• [EXERCISE AIM]: Find each line with the word "React" in it, then give the total alone.

• [SOURCE DATA]:
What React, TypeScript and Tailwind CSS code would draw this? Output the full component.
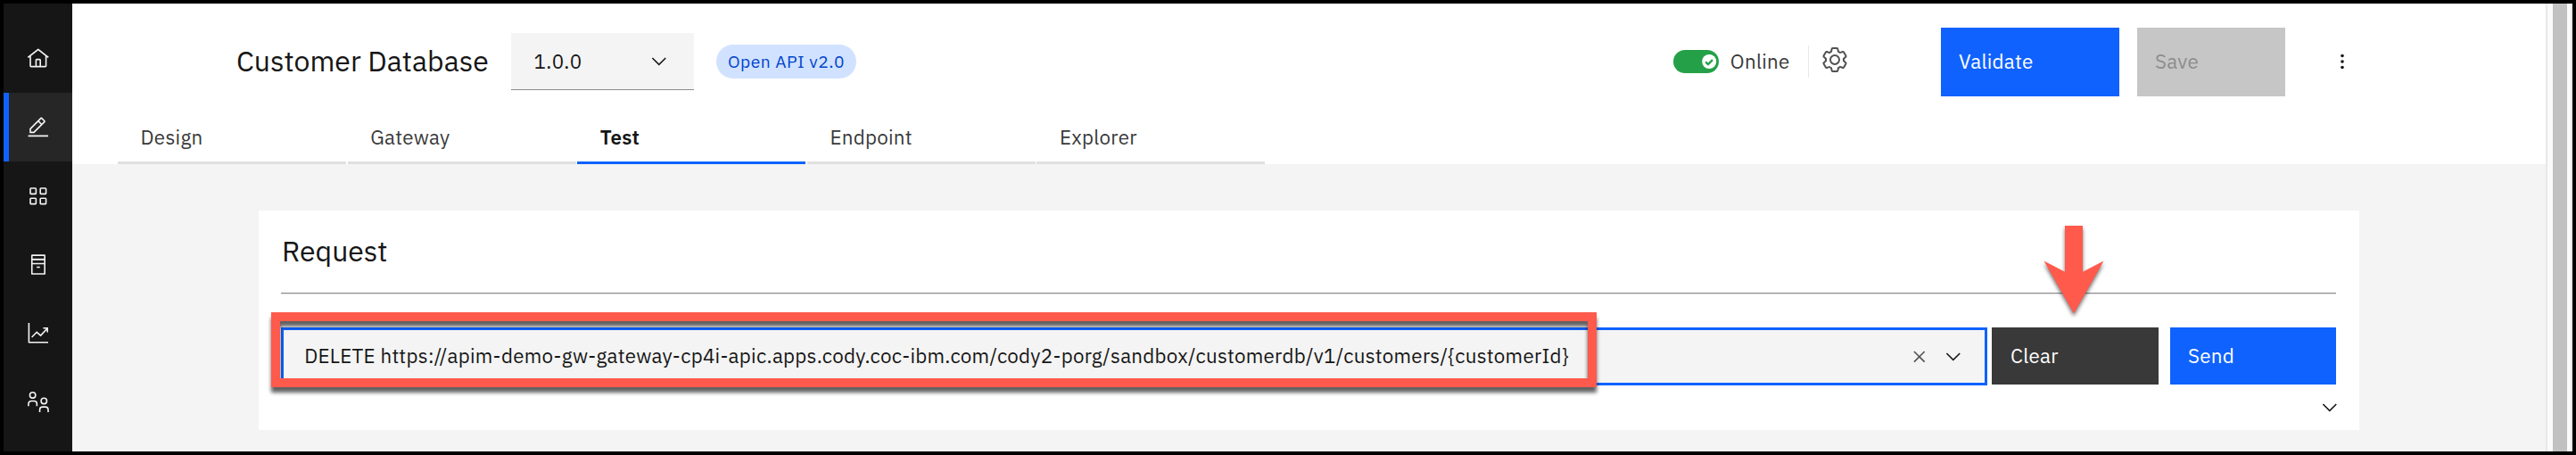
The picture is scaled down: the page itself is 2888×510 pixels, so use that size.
import React from "react";

type IconProps = { className?: string };

const HomeIcon = () => (
  <svg viewBox="0 0 32 32" className="size-[25.6px]" fill="currentColor">
    <path d="M16.6123,2.2138a1.01,1.01,0,0,0-1.2427,0L1,13.4194l1.2427,1.5717L4,13.6208V26a2.0041,2.0041,0,0,0,2,2H26a2.0037,2.0037,0,0,0,2-2V13.63L29.7573,15,31,13.4282ZM18,26H14V18h4Zm2,0V18a2.0023,2.0023,0,0,0-2-2H14a2.002,2.002,0,0,0-2,2v8H6V12.0615l10-7.79,10,7.8005V26Z" />
  </svg>
);

const EditIcon = () => (
  <svg viewBox="0 0 32 32" className="size-[25.6px]" fill="currentColor">
    <path d="M2 27H30V29H2zM25.4 9c.8-.8.8-2 0-2.8l-3.6-3.6c-.8-.8-2-.8-2.8 0l-15 15V24h6.4L25.4 9zM20.4 4L24 7.6l-3 3L17.4 7 20.4 4zM6 22v-3.6l10-10 3.6 3.6-10 10H6z" />
  </svg>
);

const GridIcon = () => (
  <svg viewBox="0 0 32 32" className="size-[25.6px]" fill="none" stroke="currentColor" strokeWidth="2">
    <rect x="5" y="5" width="8" height="8" rx="1" />
    <rect x="19" y="5" width="8" height="8" rx="1" />
    <rect x="5" y="19" width="8" height="8" rx="1" />
    <rect x="19" y="19" width="8" height="8" rx="1" />
  </svg>
);

const CatalogIcon = () => (
  <svg viewBox="0 0 32 32" className="size-[25.6px]" fill="none" stroke="currentColor" strokeWidth="2">
    <rect x="7.2" y="2.6" width="18" height="26.2" rx="0.5" />
    <path d="M7 8.5h18" strokeWidth="2.4" />
    <path d="M7 14.4h18M14 19.3h4.4" strokeWidth="1.8" />
  </svg>
);

const AnalyticsIcon = () => (
  <svg viewBox="0 0 32 32" className="size-[25.6px]" fill="none" stroke="currentColor" strokeWidth="2">
    <path d="M3 1.4v27h27" strokeLinejoin="round" />
    <path d="M7 21.2l7-7.1 5.5 4.8L28.6 9M23 8.4h6v6" />
  </svg>
);

const MembersIcon = () => (
  <svg viewBox="0 0 32 32" className="size-[25.6px] overflow-visible" fill="none" stroke="currentColor" strokeWidth="2">
    <circle cx="8.3" cy="6.1" r="4" />
    <circle cx="24.1" cy="14.3" r="4" />
    <path d="M2.4 21.7v-3.4a4 4 0 0 1 4-4h3.8a4 4 0 0 1 4 4v3.4M18.2 30.1v-3.4a4 4 0 0 1 4-4h3.8a4 4 0 0 1 4 4v3.4" />
  </svg>
);

const ChevronDown = ({ className = "" }: IconProps) => (
  <svg viewBox="0 0 16 16" className={`size-[25.6px] shrink-0 ${className}`} fill="currentColor">
    <path d="M8 11L3 6 3.7 5.3 8 9.6 12.3 5.3 13 6z" />
  </svg>
);

const CloseIcon = ({ className = "" }: IconProps) => (
  <svg viewBox="0 0 32 32" className={`size-[25.6px] shrink-0 ${className}`} fill="currentColor">
    <path d="M24 9.4L22.6 8 16 14.6 9.4 8 8 9.4 14.6 16 8 22.6 9.4 24 16 17.4 22.6 24 24 22.6 17.4 16z" />
  </svg>
);

const SettingsIcon = () => (
  <svg viewBox="0 0 32 32" className="ml-[13px] mb-1 size-8 shrink-0 text-[#525252]" fill="currentColor">
    <path d="M27,16.76c0-.25,0-.5,0-.76s0-.51,0-.77l1.92-1.68A2,2,0,0,0,29.3,11L26.94,7a2,2,0,0,0-1.73-1,2,2,0,0,0-.64.1l-2.43.82a11.35,11.35,0,0,0-1.31-.75l-.51-2.52a2,2,0,0,0-2-1.61H13.64a2,2,0,0,0-2,1.61l-.51,2.52a11.48,11.48,0,0,0-1.32.75L7.43,6.06A2,2,0,0,0,6.79,6,2,2,0,0,0,5.06,7L2.7,11a2,2,0,0,0,.41,2.51L5,15.24c0,.25,0,.5,0,.76s0,.51,0,.77L3.11,18.45A2,2,0,0,0,2.7,21L5.06,25a2,2,0,0,0,1.73,1,2,2,0,0,0,.64-.1l2.43-.82a11.35,11.35,0,0,0,1.31.75l.51,2.52a2,2,0,0,0,2,1.61h4.72a2,2,0,0,0,2-1.61l.51-2.52a11.48,11.48,0,0,0,1.32-.75l2.42.82a2,2,0,0,0,.64.1,2,2,0,0,0,1.73-1L29.3,21a2,2,0,0,0-.41-2.51ZM25.21,24l-3.43-1.16a8.86,8.86,0,0,1-2.71,1.57L18.36,28H13.64l-.71-3.55a9.36,9.36,0,0,1-2.7-1.57L6.79,24,4.43,20l2.72-2.4a8.9,8.9,0,0,1,0-3.13L4.43,12,6.79,8l3.43,1.16a8.86,8.86,0,0,1,2.71-1.57L13.64,4h4.72l.71,3.55a9.36,9.36,0,0,1,2.7,1.57L25.21,8,27.57,12l-2.72,2.4a8.9,8.9,0,0,1,0,3.13L27.57,20ZM16,22a6,6,0,1,1,6-6A5.94,5.94,0,0,1,16,22Zm0-10a3.91,3.91,0,0,0-4,4,3.91,3.91,0,0,0,4,4,3.91,3.91,0,0,0,4-4A3.91,3.91,0,0,0,16,12Z" />
  </svg>
);

const NAV = [HomeIcon, EditIcon, GridIcon, CatalogIcon, AnalyticsIcon, MembersIcon];
const TABS = ["Design", "Gateway", "Test", "Endpoint", "Explorer"];

function Sidebar() {
  return (
    <nav className="flex w-[77px] shrink-0 flex-col bg-[#161616] pt-[23px] text-[#f4f4f4]">
      {NAV.map((Icon, i) => (
        <div
          key={i}
          className={`flex h-[77px] shrink-0 items-center justify-center ${
            i === 1 ? "border-l-6 border-[#0f62fe] bg-[#262626] pr-1.5" : ""
          }`}
        >
          <Icon />
        </div>
      ))}
    </nav>
  );
}

function Header() {
  return (
    <header className="h-[180px] shrink-0 bg-white">
      <div className="flex h-[130px] items-center pl-[183px]">
        <h1 className="-mt-0.5 w-[309px] shrink-0 pl-px text-[32px] leading-10">Customer Database</h1>
        <div className="flex h-16 w-[205px] shrink-0 items-center justify-between border-b border-[#8d8d8d] bg-[#f4f4f4] pr-[26px] pl-[25.6px]">
          <span>1.0.0</span>
          <ChevronDown />
        </div>
        <span className="ml-[25px] flex h-[38px] w-[157px] shrink-0 items-center justify-center rounded-full bg-[#d0e2ff] text-[19.2px] tracking-[0.51px] text-[#0043ce]">
          Open API v2.0
        </span>
        <svg viewBox="0 0 51 26" className="ml-[916px] h-[26px] w-[51px] shrink-0">
          <rect width="51" height="26" rx="13" fill="#24a148" />
          <circle cx="40.2" cy="13" r="8" fill="#fff" />
          <path d="M36.2 13.4l2.8 2.7 5-5" fill="none" stroke="#24a148" strokeWidth="2.3" />
        </svg>
        <span className="ml-[12.8px] w-[87.2px] shrink-0 text-[#393939]">Online</span>
        <span className="h-9 w-px shrink-0 bg-[#e8e8e8]" />
        <SettingsIcon />
        <div className="mt-px ml-[103px] flex h-[77px] w-[200px] shrink-0 items-center bg-[#0f62fe] pb-px pl-5 text-white">
          Validate
        </div>
        <div className="mt-px ml-5 flex h-[77px] w-[166px] shrink-0 items-center bg-[#c6c6c6] pb-px pl-5 text-[#8d8d8d]">
          Save
        </div>
        <svg viewBox="0 0 8 20" className="ml-[60px] h-5 w-2 shrink-0" fill="#161616">
          <circle cx="4" cy="3.5" r="1.8" />
          <circle cx="4" cy="10" r="1.8" />
          <circle cx="4" cy="16.5" r="1.8" />
        </svg>
      </div>
      <div className="flex h-[50px] gap-[1.6px] pl-[51px]">
        {TABS.map((tab) => (
          <div
            key={tab}
            className={`w-64 border-b-3 pl-[25.6px] leading-10 ${
              tab === "Test" ? "border-[#0f62fe] font-semibold" : "border-[#e0e0e0] text-[#393939]"
            }`}
          >
            {tab}
          </div>
        ))}
      </div>
    </header>
  );
}

function RequestCard() {
  return (
    <section className="relative mt-[52px] ml-[209px] h-[246px] w-[2355px] bg-white px-[25px]">
      <h2 className="h-[92px] w-[2304px] pl-px text-[32px] leading-[90px]">Request</h2>
      <div className="h-0.5 w-[2304px] border-t border-[#8d8d8d] bg-[#e0e0e0]" />
      <div className="mt-[37px] flex items-start">
        <div className="flex h-[65px] w-[1913px] items-center border-3 border-[#0f62fe] bg-[#f4f4f4] pl-[23.2px]">
          <span className="grow whitespace-nowrap pb-0.5">
            DELETE https://apim-demo-gw-gateway-cp4i-apic.apps.cody.coc-ibm.com/cody2-porg/sandbox/customerdb/v1/customers/&#123;customerId&#125;
          </span>
          <CloseIcon className="text-[#525252]" />
          <ChevronDown className="mr-[22px] ml-[13px]" />
        </div>
        <div className="ml-[5px] flex h-16 w-[187px] items-center bg-[#393939] pb-px pl-[21px] text-white">Clear</div>
        <div className="ml-[13px] flex h-16 w-[186px] items-center bg-[#0f62fe] pb-px pl-5 text-white">Send</div>
      </div>
      <div className="mt-3 flex w-[2310px] justify-end">
        <ChevronDown />
      </div>
      <div className="absolute top-[114px] left-[14px] h-[84px] w-[1486px] border-10 border-[#ff5a4c] drop-shadow-[0_6px_2px_rgba(0,0,0,0.62)]" />
      <svg
        viewBox="0 0 68 100"
        className="absolute top-[17px] left-[2001px] h-[100px] w-[68px] overflow-visible drop-shadow-[0_3px_2px_rgba(0,0,0,0.55)]"
        fill="#ff5a4c"
      >
        <path d="M24 0H44V51.7L67.5 39.6L34 98.5L0.5 39.6L24 51.7Z" />
      </svg>
    </section>
  );
}

export default function App() {
  return (
    <div className="flex h-[510px] w-[2888px] overflow-hidden border-4 border-black bg-[#f4f4f4] font-['IBM_Plex_Sans','Roboto',sans-serif] text-[22.4px] leading-8 tracking-[0.256px] text-[#161616] [&_h1]:tracking-[0px] [&_h2]:tracking-[0px]">
      <Sidebar />
      <main className="flex min-w-0 flex-1 flex-col">
        <Header />
        <RequestCard />
      </main>
      <div className="flex w-[30px] shrink-0 justify-center border-r-2 border-l-2 border-[#e8e8e8] bg-[#fafafa]">
        <div className="mr-0.5 ml-1 w-4 bg-[#c1c1c1]" />
      </div>
    </div>
  );
}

• [REPLY TO THE TASK]: 2